If you have to ask, you wouldn’t understand.
J-Dub on being a fan of the Philadelphia Eagles:
To his credit, JFI has done a nice job outlining the history of the Cubs’ futility, The only problem is it’s about as relevant as a bucket of cold cat vomit. Here’s why.
Everybody this side of Thom Brennaman knows the Cubs haven’t won a World Series since 1908. But many don’t know that the Cubs have been in seven World Series since then. That’s because the most recent one was in 1945. Assuming you’d need to be at least five years old to remember that; if you are old enough to remember the Cubs losing to the Detroit Tigers a mere two months after the end of World War II, I’m willing to accept you’ve been suffering longer as a Cubs fan than I have as an Eagles fan.
But if you are a Cubs fan who is under the age of 76, I’m sooooooooooooo done listening to your bullshit about suffering, Your team hasn’t even been close to winning in your lifetime.
Don’t get me wrong; I’m not pretending like we Eagles fans can claim the top spot when it comes to fan suffering…we’re far from it. I can’t even imagine what a Boston Red Sox fan felt like after 1986. I’m pretty sure there were legions of Buffalo Bills fans who wanted to chug a quart of jet fuel and fire a flare gun up their own ass after just the 3rd Super Bowl loss. The point here is about being oh-so-close to victory, and the only Cubs fans who are old enough to remember the last time their team was in that position are in a home somewhere pissing through a tube.
Think about it. If you want to get laid, you’ve got to get a date first. Before you can even think about winning a World Series, you have to get to a World Series. Cubs fans under the age of 76 are all crying about not getting any action despite the fact they haven’t even tried to get a date since Eisenhower carried his own golf clubs. Meanwhile, Eagles fans have had their fantasy woman butt naked and “open for business” twice, only to be met with the most horrible disappointment.
Picture Clark Griswold from the movie “Vacation.” If you’re the Cubs, you blow the deal just like Clark does by waking up the entire fucking motel by screaming about how cold the pool is. If you’re the Eagles, this is the Blu-Ray with the alternate ending. Clark romances Christie Brinkley out of the pool, he is in her room seconds away from consummating the deal, and right at the moment of truth, Mrs. Griswold bursts through the door with a 12-Gauge and blows his dick right back into the pool.

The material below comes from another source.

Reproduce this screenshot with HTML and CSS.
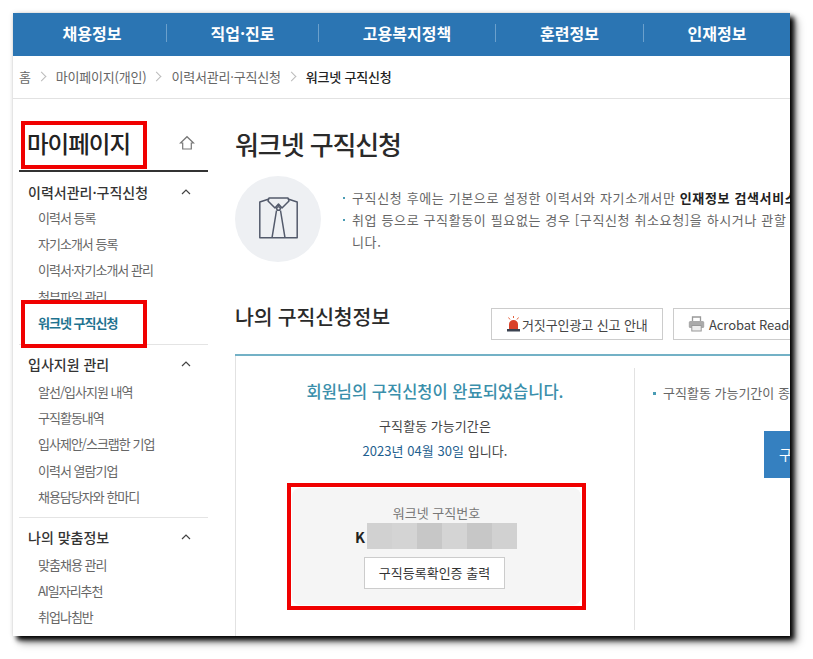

Super Bowl 1980, New Orleans. To even get to this moment, Eagles fans get a moment they’ve been waiting years for…the goddamn Dallas Cowboys have to come to Philadelphia for the NFC Championship game. The Eagles hit the Cowboys with a bag of chisels and walked over their collective corpse. The Eagles hit “The Big Easy” to face the Oakland Raiders as a 7-point favorite, and the City of Brotherly Love hadn’t been this stoked for a victory since the Declaration of Independence. But then, Ron Jaworski and his three fucking interceptions played the role of Mrs. Griswold shooting an entire city in it’s collective cock.
Super Bowl 2005, Jacksonville. The Eagles enter the game as double-digit underdogs to the New England Patriots, but somehow Philadelphia finds itself near the end of the 4th quarter with the ball, time-outs, and a legitimate shot to win the ball game. The Eagles need a touchdown, but that’s well within the realm of possibility because Terrell Owens had been running through the Patriot secondary like a Panzer division through the Polish cavalry in 1939. But then, Donovan McNabb does what Donovan McNabb does…he shits in his helmet in front of a billion people, and Mrs. Griswold bursts through the motel room door one more time.
To make a long story short, there’s no Eagles fans who are ever going to feel sorry for Cubs fans. In keeping with the pantheon of sexual metaphors, Cubs fans collectively are the guy who couldn’t get laid in a women’s prison with a fistful of keys. To make up for that, they occasionally settle for a “handy” from the slow girl who works at the Cinnabon in the mall. Sure, she may have pimples and serious arm hair, but a man’s got to do what a man’s got to do. We’re not judging; we’ve all been there. We get how frustrating it can be always having to settle for a tugger from a half-wit who always smells of old coffee and stale cinnamon rolls, but you’re crying about it to a guy who just got “Lorena Bobbitt-ed” with a shotgun.
It’s all in the perspective, Cubs fans.